Three reasons product managers should deliver the why

Bryan McCarty
Aug 27, 2015 · 2 min read

You are a product manager. For the past three months you conducted opportunity assessments, discovered possibilities, and defined solutions. Things went from whiteboard sketches to Invision comps to code-based prototypes. You validated assumptions by testing early and often. You even cut features that brought little value. You wrote detailed technical docs and defined every possible requirement. The visual design is complete, you defined the right product and clearly articulated exactly what needed to be built.

Now it is up to engineering to figure out how to build it, right?

Wrong.

You forgot one of the most important aspects of collaborating with engineers and building meaningful products: delivering the why.


In some respects, the why can be far more valuable than any spec or piece of documentation. Teams enjoy interacting with gorgeous prototypes but the real value surfaces when you deliver a story (the why) that helps everyone understand the problem you are trying to solve. When your team understands the why, you give them confidence that you are solving the right problem. After all, there are a lot of problems out there to solve — how do you know you’re solving the right one?

Delivering the why also puts your users — the people you are designing and building for — at the heart of your effort. When you focus on real users and think about building software that improves people’s lives, you feel purpose. And we all need a sense of purpose, right? It is human nature.

It is one thing to understand the 2.1 release you are kicking off today, but what about version 3.0? Provide insight into the long-term vision of where things are headed and your team will be grateful. It is important for everyone to understand where you are heading so they can make better decisions.

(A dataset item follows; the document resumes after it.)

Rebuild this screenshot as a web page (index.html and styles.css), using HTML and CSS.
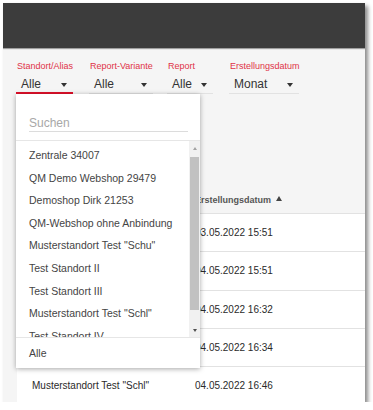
FILE: index.html
```html
<!DOCTYPE html>
<html lang="de">
<head>
  <meta charset="UTF-8" />
  <meta name="viewport" content="width=device-width, initial-scale=1.0"/>
  <title>Reports</title>
  <link rel="stylesheet" href="styles.css">
</head>
<body>

  <div class="frame">
    <header class="topbar"></header>

    <div class="filters">
      <div class="filter f-standort">
        <label>Standort/Alias</label>
        <div class="select active"><span>Alle</span><i class="caret"></i></div>
      </div>
      <div class="filter f-variante">
        <label>Report-Variante</label>
        <div class="select"><span>Alle</span><i class="caret"></i></div>
      </div>
      <div class="filter f-report">
        <label>Report</label>
        <div class="select"><span>Alle</span><i class="caret"></i></div>
      </div>
      <div class="filter f-datum">
        <label>Erstellungsdatum</label>
        <div class="select"><span>Monat</span><i class="caret"></i></div>
      </div>
    </div>

    <!-- first column of the upper rows sits under the open dropdown -->
    <div class="report-table">
      <div class="row head">
        <div class="cell first"></div>
        <div class="cell sorted">Erstellungsdatum</div>
      </div>
      <div class="row">
        <div class="cell first"></div>
        <div class="cell">03.05.2022 15:51</div>
      </div>
      <div class="row">
        <div class="cell first"></div>
        <div class="cell">04.05.2022 15:51</div>
      </div>
      <div class="row">
        <div class="cell first"></div>
        <div class="cell">04.05.2022 16:32</div>
      </div>
      <div class="row">
        <div class="cell first"></div>
        <div class="cell">04.05.2022 16:34</div>
      </div>
      <div class="row">
        <div class="cell first">Musterstandort Test "Schl"</div>
        <div class="cell">04.05.2022 16:46</div>
      </div>
    </div>

    <!-- open dropdown of the Standort filter -->
    <div class="dropdown">
      <div class="search">
        <input type="text" placeholder="Suchen">
      </div>
      <div class="options">
        <ul class="option-list">
          <li>Zentrale 34007</li>
          <li>QM Demo Webshop 29479</li>
          <li>Demoshop Dirk 21253</li>
          <li>QM-Webshop ohne Anbindung</li>
          <li>Musterstandort Test "Schu"</li>
          <li>Test Standort II</li>
          <li>Test Standort III</li>
          <li>Musterstandort Test "Schl"</li>
          <li>Test Standort IV</li>
        </ul>
        <div class="scrollbar">
          <span class="sb-btn sb-up"></span>
          <span class="sb-thumb"></span>
          <span class="sb-track"></span>
          <span class="sb-btn sb-down"></span>
        </div>
      </div>
      <div class="option-all">Alle</div>
    </div>
  </div>

</body>
</html>
```

FILE: styles.css
```css
body {
  margin: 0;
  background: #fff;
  font-family: "Liberation Sans", Arial, sans-serif;
}
.frame {
  position: relative;
  margin: 3px 0 0 3px;
  width: 362px;
  height: 399px;
  overflow: hidden;
  background: #f5f5f5;
  box-shadow: 3px 3px 4px rgba(0, 0, 0, 0.45);
}
.topbar {
  height: 45px;
  background: #3c3c3c;
  box-shadow: 0 1px 1px rgba(0, 0, 0, 0.35);
}

/* filters */
.filters {
  display: flex;
  padding: 12px 0 0 13px;
}
.filter label {
  display: block;
  padding-left: 1px;
  font-size: 9px;
  line-height: 12px;
  color: #e03347;
  white-space: nowrap;
}
.f-standort { width: 57px; margin-right: 16px; }
.f-variante { width: 64px; margin-right: 14px; }
.f-report { width: 46px; margin-right: 16px; }
.f-datum { width: 70px; }
.select {
  display: flex;
  justify-content: space-between;
  align-items: center;
  height: 18px;
  margin-top: 3px;
  padding: 0 6px 0 5px;
  font-size: 12px;
  line-height: 18px;
  color: #333;
  border-bottom: 1px solid #e2e2e2;
}
.select.active {
  height: 17px;
  border-bottom: 2px solid #e0102a;
}
.caret {
  width: 0;
  height: 0;
  margin-top: 2px;
  border-left: 3.5px solid transparent;
  border-right: 3.5px solid transparent;
  border-top: 4px solid #333;
}

/* table */
.report-table {
  margin: 92px 0 0 14px;
}
.row {
  display: grid;
  grid-template-columns: 178px 1fr;
  align-items: center;
  box-sizing: border-box;
  height: 38.33px;
  background: #fff;
  border-bottom: 1px solid #e2e2e2;
  font-size: 10px;
  color: #2a2a2a;
}
.row.head {
  height: 28px;
  background: transparent;
  font-size: 9px;
  font-weight: bold;
  color: #555;
}
.cell {
  white-space: nowrap;
}
.cell.first {
  padding-left: 15px;
}
.sorted::after {
  content: "";
  display: inline-block;
  margin: 0 0 2px 5px;
  border-left: 3.5px solid transparent;
  border-right: 3.5px solid transparent;
  border-bottom: 5px solid #444;
}

/* dropdown panel */
.dropdown {
  position: absolute;
  left: 13px;
  top: 91px;
  width: 184px;
  background: #fff;
  box-shadow: 0 1px 5px rgba(0, 0, 0, 0.35);
}
.search {
  padding: 20px 12px 8px 13px;
  border-bottom: 1px solid #e6e6e6;
}
.search input {
  display: block;
  box-sizing: border-box;
  width: 100%;
  height: 18px;
  padding: 0;
  border: none;
  border-bottom: 1px solid #dcdcdc;
  outline: none;
  font-family: inherit;
  font-size: 12px;
  color: #333;
}
.search input::placeholder {
  color: #a8a8a8;
}
.options {
  display: flex;
  height: 196px;
}
.option-list {
  flex: 1;
  margin: 0;
  padding: 3px 0 0;
  list-style: none;
  overflow: hidden;
}
.option-list li {
  height: 22.6px;
  line-height: 22.6px;
  padding-left: 13px;
  font-size: 10.5px;
  color: #444;
  white-space: nowrap;
}
.scrollbar {
  display: flex;
  flex-direction: column;
  width: 11px;
  background: #f1f1f1;
}
.sb-btn {
  display: flex;
  justify-content: center;
  align-items: center;
  height: 14px;
}
.sb-up::before {
  content: "";
  border-left: 2.5px solid transparent;
  border-right: 2.5px solid transparent;
  border-bottom: 3px solid #a3a3a3;
}
.sb-down::before {
  content: "";
  border-left: 2.5px solid transparent;
  border-right: 2.5px solid transparent;
  border-top: 3px solid #505050;
}
.sb-thumb {
  height: 153px;
  margin: 2px 1px 0;
  background: #c1c1c1;
}
.sb-track {
  flex: 1;
}
.option-all {
  padding: 6px 13px;
  line-height: 18px;
  font-size: 10.5px;
  color: #444;
  border-top: 1px solid #e6e6e6;
}
```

If an engineer is focused on 2.1, she may choose one technology over another. If she has awareness of where things are heading, she may choose a different technology because she knows it will work better for what is needed down the road.

When the team has insight into product vision, they make smarter, sounder decisions because they understand that the current release is just a stepping-stone to get to the next major overhaul.


If you want to make better products, deliver the why and give your team the confidence, purpose and vision they deserve.